Muszę przyznać, że zabrakło mi tutaj trochę selekcji materiału. Za mało było efektu „wow”, którego się spodziewałam. Być może wynika to z tego, że zdarzało mi się słuchać wypowiedzi znawców sztuki na temat poszczególnych dzieł i te zauroczyły i zaciekawiły mnie na tyle, że po tej książce spodziewałam się więcej. Mając porównanie, po prostu wypadła słabo.
Niestety tylko nieliczne postaci przedstawione w książce wydały mi się interesujące. W większości przypadków uważałam, że liczba poświęconych im stron, była zdecydowanie za duża. Możliwe, że to wina narracji.

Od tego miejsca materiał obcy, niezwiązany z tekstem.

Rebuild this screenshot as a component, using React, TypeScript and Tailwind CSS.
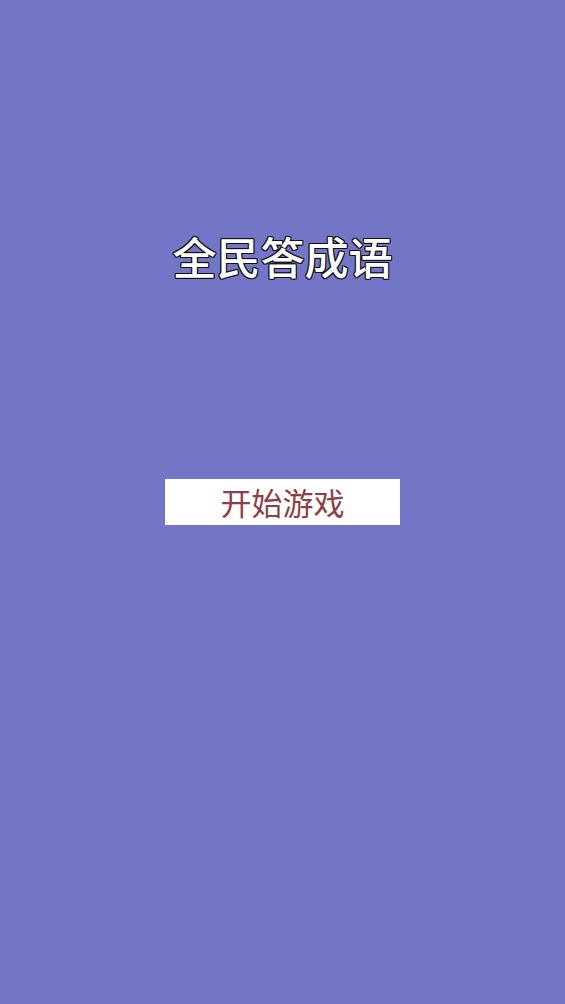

Początkowe historie są napisane w dość chaotyczny sposób, co utrudnia odbiór. Dopiero przy piątej postaci – Witkacym, zaczyna się robić ciekawiej, co jest chyba raczej zasługą samego artysty niż autorki.
Tak naprawdę tylko dwie postaci przedstawione w książce, opisane zostały w sposób, którego się spodziewałam. Była to Frida Khalo oraz Misia Godebska. Ta pierwsza jako fascynująca malarka, widniejąca na wielu autoportretach. Ta druga jako niezwykle ciekawa postać, muza wielu artystów.
Pozostałe kobiety, jak już wspomniałam, przedstawione zostały albo w cieniu malarza – mężczyzny, albo nie były w moim odczuciu na tyle ciekawymi postaciami, żeby zapadły mi w pamięć. Myślę, że nasze nastawienie i oczekiwania wobec danych pozycji czasami zaburzają trochę ich odbiór. Choć nie zawsze jesteśmy w stanie temu zapobiec.
Jestem przekonana, że znajdą się osoby, które będą zafascynowane wszystkimi historiami opisanym w książce. Mnie niestety trochę zawiodła, a nie uważam, żebym była nieodpowiednim jej odbiorcą.
Wśród moich regałów stoi jeszcze drugi tom „Kobiet z obrazów”, możliwe, że kiedyś i po niego sięgnę.